“Viaggiare è come sognare: la differenza è che non tutti, al risveglio, ricordano qualcosa, mentre ognuno conserva calda la memoria della meta da cui è tornato.” Così Edgar Allan Poe mette in evidenza l'importanza del ricordo, la necessità di fermare immagini, sensazioni e fatti per farli memoria. Conservare immagini indelebili non solo in carico alla parte cerebrale dell'ippocampo, oramai definito universalmente sede della memoria, ma con la pratica degli appunti, con i carnets de voyage, con i diari o taccuini di viaggio. Questa pratica fu in uso fin dal medioevo soprattutto per annotare architetture o anatomie. La memoria di un viaggio è affidata al ricordo, un tempo questo era impresso su fogli di carta di quadernetti facili da riporre in tasca. Qualche segno a grafite, a volte riempito con colori di facile reperimento, fissava per sempre un paesaggio, un prospetto, una decorazione, un cielo di nuvole.
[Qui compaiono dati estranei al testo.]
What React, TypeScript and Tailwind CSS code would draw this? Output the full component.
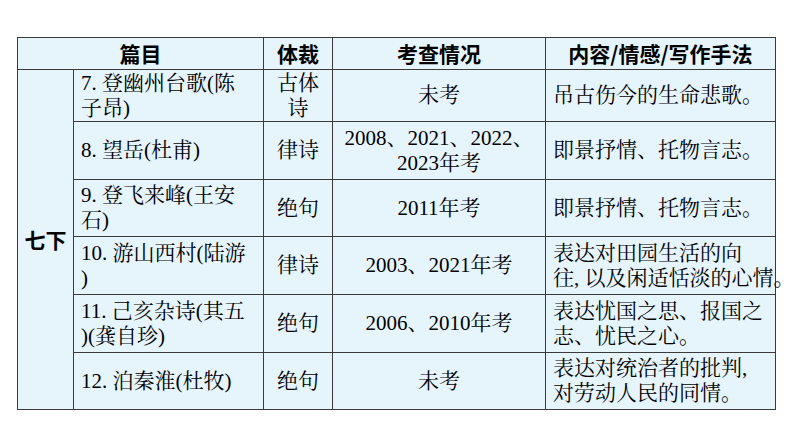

Accanto al disegno qualche annotazione consentiva di conservare appieno immagini e sensazioni.

Dal XVII secolo ci fu una esplosione del fenomeno del diario di viaggio con appunti e disegni, altresì dato dalla moda del “Grand Tour” che serviva quasi obbligatoriamente da viaggio iniziatico per i giovani di buona famiglia che volevano formarsi in ambito umanistico. Così l’Europa ed in particolare modo, l’Italia erano mete ambite per la formazione del giovane artista o letterato. I taccuini di viaggio o carnets erano d’obbligo per annotare ogni cosa che intercettava l’animo nobile del viaggiatore. Così austeri esteriormente, di solito con copertina nera ed un elastico che ne consentiva la chiusura, all’interno erano tesori di bellezza.

Possiamo ammirare ancora oggi i taccuini di Goethe, autore di un poderoso saggio in tre volumi dal titolo Viaggio in Italia contenente il resoconto completo dei suoi itinerari lungo la penisola. Anche William Turner da accorto osservatore dei fenomeni naturali, utilizzò una innumerevole serie di taccuini che conservano cieli, paesaggi e mari in tempesta. Per non parlare poi di Delacroix, Constable e Gericault prolifici disegnatori di appunti, di idee, spunti e suggerimenti che la natura e l’uomo offrono. Poi venne la fotografia, dalla seconda metà dell’Ottocento con macchine più maneggevoli veloci e “moderne”, queste riproducevano in modo fedele l’immagine, scolorendola però di quel romanticismo che istintivamente finiva nel disegno come liason di riproduzione. La fotografia soppiantò il modo di “portare a casa” il ricordo del viaggio, non comportava la necessaria predisposizione al disegno ed era quantunque più rapida. Ma come disse qualcuno, quando disegni, l’immagine che vedi, attraverso il braccio, ti entra dentro al corpo, mentre la fotografia si imprigiona in una scatola stenopeica che produce la visione dell’oggetto osservato e le immagini non diventano davvero tue.

I più grandi nomi dell'arte del Novecento utilizzarono sempre fogli e grafite per appuntarsi l'idea, i soggetti dei loro futuri lavori. Degas pur scattando foto delle sue ballerine continuò a disegnare i loro movimenti sui taccuini. Come lui, Picasso, Matisse, Chagall, Klee e perfino Hopper sviluppava le geometrie delle alienanti ambientazioni dei suoi personaggi sul quaderno. C'è poco da fare, quando il soggetto è disegnato, viene osservato in mille dettagli e particolari, quasi in una scansione analitica per riprodurlo e per far ciò occorre tempo, occorre un approccio lento all'immagine, una lentezza che sublima il disegnato col disegnatore, così da assorbire il ricordo in un modo più duraturo, quasi metabolizzato, sedimentato. Il viaggio in un taccuino permette di essere ripercorso, reimmaginato, rivissuto, rendendolo inequivocabilmente differente dal sogno, dalla distinzione di Poe, dove forse se ci fosse stato un taccuino accanto al letto per disegnare il viaggio onirico, il sogno sognato diverrebbe anch'esso memoria.